Abbaglia l’effetto Icaro che può prendere anche le città quando perdono la propria ombra che disegna spazio di posizione territoriale e accoglienza e ristoro per il viandante. Metafora di questi tempi del postumano accecante guardando a Los Angeles o a SpaceLink che vanno ben oltre al mio adagio territoriale città-contado da microcosmi. Con cui ho sempre letto e vissuto Milano prima che lo spazio di rappresentazione da città globale, da città stato, ne facessero una città premium luccicante. Immemore del suo essere Mediolanum, città di mezzo, città operosa che sta in mezzo. Forse per questo credo utile occuparmi più delle sue ombre, che rimandano alle reti territoriali e di composizione sociale che fanno città, che del suo luccicare. Avendo imparato da Bernardo Secchi che «Ogni qualvolta la struttura economica dell’economia e della società cambia, la questione urbana torna in primo piano, generando politiche e progetti per la città». Così ne scriveva nei suoi studi e ricerche sul Veneto centrale rintracciando le porosità di quella metamorfosi territoriale che solo ora la pedemontana veneta cerca di rappresentare come una città lineare. Porosità e isotropia che evocano la città liquida sono le parole chiave. (Anfione e Zeto rivista di architettura n. 25)
Aveva colto nel fine secolo nel suo contrapporre isotropia a gerarchia il passaggio dalla città fabbrica alla città posfordista in espansione non solo come fabbrica diffusa, ma come genealogia di quella economia dei servizi e delle reti che avevano nei nodi urbani l’iperindustrializzazione di nuove forme dei lavori e di composizione sociale.
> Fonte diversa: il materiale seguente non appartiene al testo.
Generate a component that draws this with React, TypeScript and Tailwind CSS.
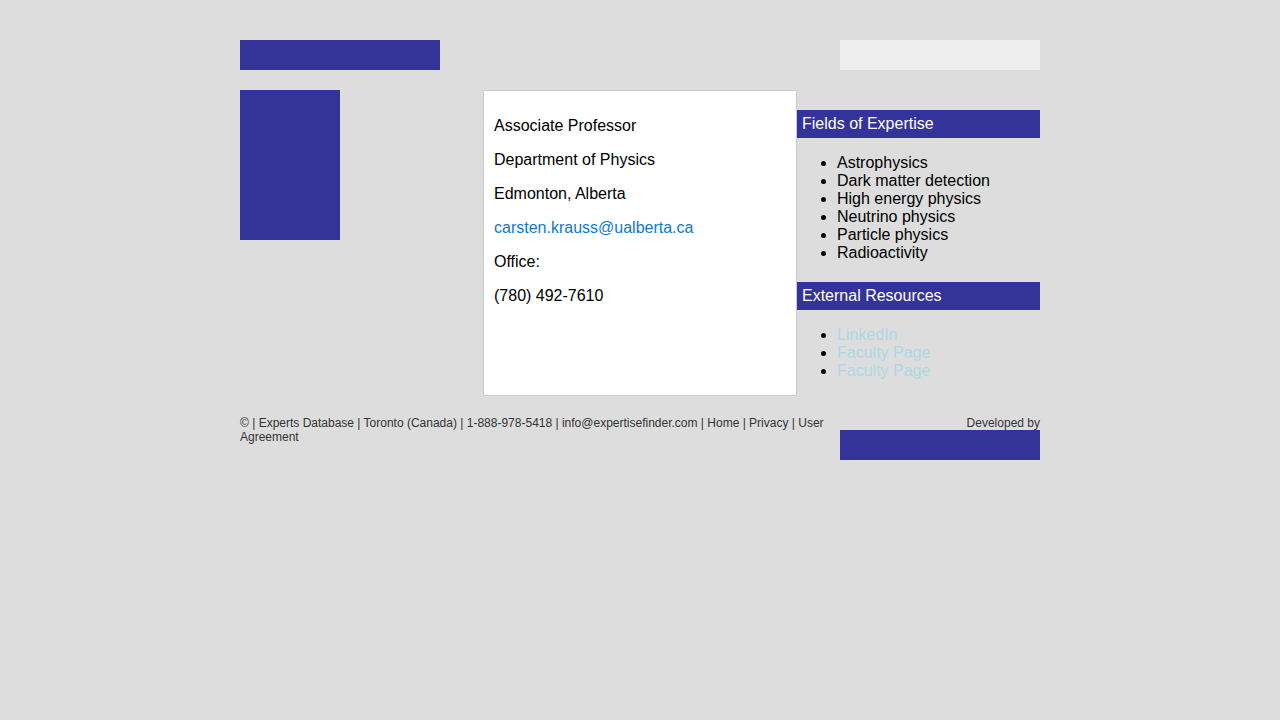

Tornando a Milano chi non ricorda a proposito di gerarchia da sistema ordinatorio fordista l’ultimo sussulto che ipotizzava un patto, un GE-MI-TO, tra le città del triangolo industriale del ‘900. Era iniziata l’epoca dei flussi della globalizzazione soft, finanza, innovazione manifatturiera e dei servizi, nuove forme dei lavori che facevano della porosità di Milano nel suo essere stata la meno fordista del triangolo, anzi nel suo stare in mezzo come le città anseatiche nel mare padano, il tessuto economico e produttivo dove atterrare in quella euforia da Milano da bere. Veniva avanti la “città infinita” con i flussi globali che facevano onda territoriale e sociale, di banche e finanza, di professioni e servizi, di commercio e turismo di università e ricerca, di migrazioni, di reti hard e soft, di neomanifattura, ridisegnando la piattaforma lombarda contaminando così, anche le città medie e le città distretto nel divenire snodo di funzioni delle metamorfosi. Che sarà bene ricordare non avvengono senza conflitti e resistenze: cambiava la fabbrica, il rapporto città-contado, la composizione sociale, che rimandano a lotte operaie, al sindacalismo di territorio, alla forbice mai chiusa della migrazione tra accoglienza e intolleranza.
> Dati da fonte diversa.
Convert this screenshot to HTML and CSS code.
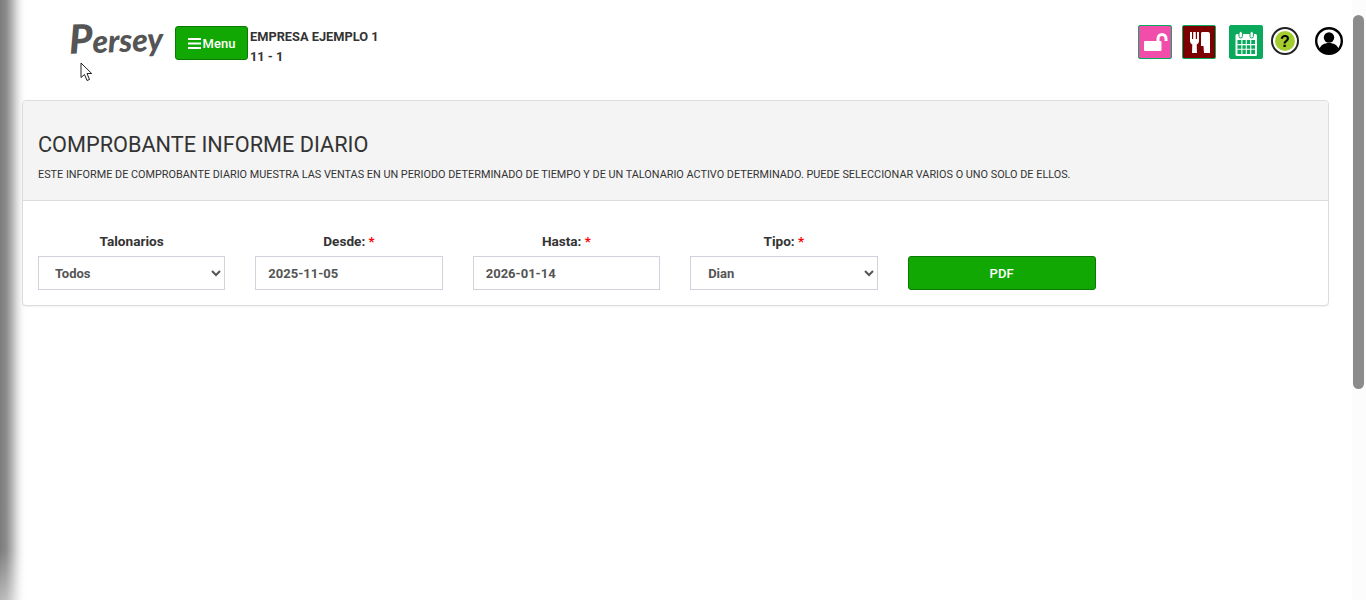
FILE: index.html
```html
<!DOCTYPE html>
<html lang="es">
<head>
<meta charset="utf-8">
<title>Comprobante informe diario</title>
<link rel="stylesheet" href="styles.css">
</head>
<body>
<div class="edge-shadow"></div>
<header class="topbar">
  <div class="brand">
    <span class="logo"><span class="logo-p">P</span>ersey</span>
  </div>
  <button class="btn-menu" type="button">
    <svg class="bars" viewBox="0 0 13 11" width="13" height="11"><path d="M0 1h13M0 5.500h13M0 10h13" stroke="#fff" stroke-width="2"/></svg>Menu
  </button>
  <div class="company">
    <div>EMPRESA EJEMPLO 1</div>
    <div>11 - 1</div>
  </div>
  <nav class="tools">
    <a class="tool tool-pink">
      <svg viewBox="0 0 32 32" width="32" height="32"><path d="M5 16a1 1 0 0 1 1-1h15.500a1 1 0 0 1 1 1v8a1 1 0 0 1-1 1H6a1 1 0 0 1-1-1z" fill="#fff"/><path d="M19 15v-2.500a4 4 0 0 1 8 0V15" fill="none" stroke="#fff" stroke-width="3"/></svg>
    </a>
    <a class="tool tool-red">
      <svg viewBox="0 0 32 32" width="32" height="32"><path d="M7 6h2v7h1.200V6h2.600v7H14V6h2v9c0 2-1.200 3-2.300 3.500L14 27H9l.3-8.500C8.200 18 7 17 7 15z" fill="#fff"/><path d="M19 6h6c1.500 0 2 1 2 2.500V27h-6l-.5-7H18V8c0-1 .3-2 1-2z" fill="#fff"/></svg>
    </a>
    <a class="tool tool-green">
      <svg viewBox="0 0 32 32" width="32" height="32"><rect x="5.500" y="8" width="21.500" height="22" rx="1.500" fill="#fff"/><rect x="9" y="5.500" width="3.400" height="6.500" rx="1.700" fill="#fff" stroke="#0aa95b"/><rect x="20" y="5.500" width="3.400" height="6.500" rx="1.700" fill="#fff" stroke="#0aa95b"/><rect x="7.500" y="14" width="17.500" height="14" fill="#0aa95b"/><path d="M7.500 18.600h17.500M7.500 23.300h17.500M11.900 14v14M16.300 14v14M20.700 14v14" stroke="#fff" stroke-width="1.100"/></svg>
    </a>
    <a class="round round-help">
      <svg viewBox="0 0 28 28" width="28" height="28"><circle cx="14" cy="14" r="13" fill="#fff" stroke="#222" stroke-width="2"/><circle cx="14" cy="14" r="10" fill="#a4cc2e"/><text x="14" y="19.500" text-anchor="middle" class="q">?</text></svg>
    </a>
    <a class="round round-user">
      <svg viewBox="0 0 28 28" width="28" height="28"><circle cx="14" cy="14" r="12.800" fill="#fff" stroke="#000" stroke-width="2.400"/><circle cx="14" cy="10.500" r="5.200" fill="#000"/><path d="M4.500 22c1-4 5-6 9.500-6s8.500 2 9.500 6a12 12 0 0 1-19 0z" fill="#000"/></svg>
    </a>
  </nav>
</header>

<main class="card">
  <section class="card-head">
    <h1>COMPROBANTE INFORME DIARIO</h1>
    <p>ESTE INFORME DE COMPROBANTE DIARIO MUESTRA LAS VENTAS EN UN PERIODO DETERMINADO DE TIEMPO Y DE UN TALONARIO ACTIVO DETERMINADO. PUEDE SELECCIONAR VARIOS O UNO SOLO DE ELLOS.</p>
  </section>
  <form class="card-body">
    <div class="field">
      <label>Talonarios</label>
      <select class="control select-pad"><option>Todos</option></select>
    </div>
    <div class="field">
      <label>Desde: <span class="req">*</span></label>
      <input class="control" type="text" value="2025-11-05">
    </div>
    <div class="field">
      <label>Hasta: <span class="req">*</span></label>
      <input class="control" type="text" value="2026-01-14">
    </div>
    <div class="field">
      <label>Tipo: <span class="req">*</span></label>
      <select class="control select-pad select-tipo"><option>Dian</option></select>
    </div>
    <div class="field">
      <label class="blank">&nbsp;</label>
      <button class="btn-pdf" type="button">PDF</button>
    </div>
  </form>
</main>

<svg class="cursor" viewBox="0 0 13 20" width="13" height="20"><path d="M1 1v14.500l3.500-3 2.500 6 2.500-1-2.500-6h4.700z" fill="#fff" stroke="#222" stroke-width="1"/></svg>
<div class="scrollbar"><div class="thumb"></div></div>
</body>
</html>
```
FILE: styles.css
```css
* { box-sizing: border-box; }
html, body { height: 100%; }
body {
  margin: 0;
  background: #fff;
  color: #333;
  font-family: "Roboto", "Noto Sans", sans-serif;
  font-size: 13px;
  overflow: hidden;
  padding-right: 37px;
  padding-left: 22px;
}
.edge-shadow {
  position: absolute;
  z-index: -1;
  left: 0; top: 0; bottom: 0;
  width: 26px;
  background:
    linear-gradient(to top, rgba(255,255,255,.45), rgba(255,255,255,0) 50px),
    linear-gradient(to right, #7c7c7c 0, #8a8a8a 6px, #b4b4b4 12px, #dcdcdc 17px, #f4f4f4 21px, #fff 25px);
}
.topbar {
  position: relative;
  display: flex;
  align-items: flex-start;
  height: 100px;
}
.brand { width: 153px; padding: 14px 0 0 47px; }
.logo {
  display: block;
  font-family: "Lato", sans-serif;
  font-style: italic;
  font-weight: 900;
  font-size: 32px;
  line-height: 46px;
  letter-spacing: -.2px;
  color: #555;
  white-space: nowrap;
  transform: rotate(-2deg);
}
.logo-p { font-size: 40px; }
.btn-menu {
  margin-top: 26px;
  width: 73px;
  height: 34px;
  background: #12a803;
  border: 1px solid #0c7a02;
  border-radius: 3px;
  color: #fff;
  font: 500 13px "Roboto", sans-serif;
  display: flex;
  align-items: center;
  justify-content: center;
  gap: 2px;
  padding: 0;
}
.bars { display: block; }
.company {
  margin-left: 2px;
  margin-top: 27px;
  font-size: 12.800px;
  font-weight: 700;
  line-height: 20px;
  color: #333;
}
.tools {
  margin-left: auto;
  display: flex;
  align-items: flex-start;
  padding-top: 25px;
  margin-right: -14px;
}
.tool {
  width: 34px;
  height: 34px;
  border-radius: 2px;
  border: 1px solid #0aa95b;
  display: flex;
  align-items: center;
  justify-content: center;
}
.tool svg { display: block; flex: none; }
.tool-pink { background: #f14eab; margin-right: 10px; }
.tool-red { background: #7d0000; margin-right: 13px; }
.tool-green { background: #0aa95b; margin-right: 8px; }
.round { display: block; width: 28px; height: 28px; margin-top: 2px; }
.round svg { display: block; }
.round-help { margin-right: 16px; }
.q { font: 700 16px "Liberation Sans", sans-serif; fill: #000; }
.card {
  background: #fff;
  border: 1px solid #dcdce0;
  border-radius: 4px;
  height: 206px;
  box-shadow: 0 1px 1px rgba(0,0,0,.05);
}
.card-head {
  height: 100px;
  background: #f4f4f4;
  border-bottom: 1px solid #dcdce0;
  border-radius: 4px 4px 0 0;
  padding: 31px 15px 0;
}
h1 {
  margin: 0;
  font-size: 21.700px;
  font-weight: 400;
  line-height: 26px;
  color: #333;
}
.card-head p {
  margin: 8px 0 0;
  font-size: 10.850px;
  line-height: 17px;
  color: #333;
}
.card-body {
  display: grid;
  grid-template-columns: repeat(6, 1fr);
  gap: 30px;
  padding: 32px 15px 0 14.900px;
}
.field { display: flex; flex-direction: column; }
label {
  text-align: center;
  font-weight: 700;
  font-size: 13.600px;
  line-height: 16px;
  height: 23px;
  color: #333;
}
.req { color: #f00; }
.control {
  width: 100%;
  height: 34px;
  border: 1px solid #d2d2dc;
  border-radius: 0;
  background: #fff;
  color: #555;
  font: 700 13px "Roboto", sans-serif;
  padding: 0 12px;
  outline: 0;
}
.select-pad { padding-left: 12px; }
.select-tipo { padding-left: 13px; }
.btn-pdf {
  width: 188px;
  height: 34px;
  background: #12a803;
  border: 1px solid #0c7a02;
  border-radius: 3px;
  color: #fff;
  font: 500 13px "Roboto", sans-serif;
}
.cursor { position: absolute; left: 80px; top: 62px; }
.scrollbar {
  position: absolute;
  right: 0; top: 0; bottom: 0;
  width: 14px;
  background: #fcfcfc;
}
.thumb {
  position: absolute;
  left: 1px; right: 2px;
  top: 15px;
  height: 374px;
  background: #8b8b8b;
  border-radius: 6px;
}
```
Eppure, sembrava fatta con tanto di riti e miti di celebrazione del salto d’epoca: la centralità delle aree metropolitane come governance, il Salone del Mobile come nuova fiera campionaria globale e tanto di Expo a certificare la grande Milano nel circuito globale. Vien da chiedersi cosa ha interrotto la porosità sociale e la isotropia orizzontale di Milano? In primis sono cambiati i flussi: la globalizzazione a pezzi, il Covid, le guerre con tanto di urbanicidio che vediamo in Ucraina e a Gaza, hanno fatto della città infinita un legno storto a cui non basta l’albero della cuccagna dell’apparire. Cambio di scena non colto. Era necessario tenere assieme o mettersi in mezzo a interessi e visioni di un primo mondo delle grandi economie delle reti e dei flussi, delle piattaforme che hanno occupato la scena e in basso la città delle infinite vite minuscole del vivere a Milano. Forse più che delegare le tessiture sociali al capitalismo delle reti hard e soft spesso a braccetto con quelle della rendita, era necessario un nuovo patto sociale per la vita agra delle vite minuscole per abitare, formarsi, curarsi, spostarsi, socializzare nuove forme di convivenza e dei lavori…
Questione prepolitica che interroga sia l’afasia del rappresentare il divenire di una composizione sociale metropolitana che il racconto della politica. Per cercar di capire mi rileggo Secchi, guardo perplesso a quelli che disegnano la megalopoli padana, osservo boschi verticali e città foresta urbana, (Boeri-Cucinella) scompongo la città infinita nell’urbano regionale e nel PIM, (Balducci-Bolocan) imparo guardando alla coscienza dei luoghi e ai placemaker (Magnaghi-Granata) avendo chiaro che il ritrovare l’ombra del buon vivere non è solo questione di urbanisti o architetti, ma di tutti noi.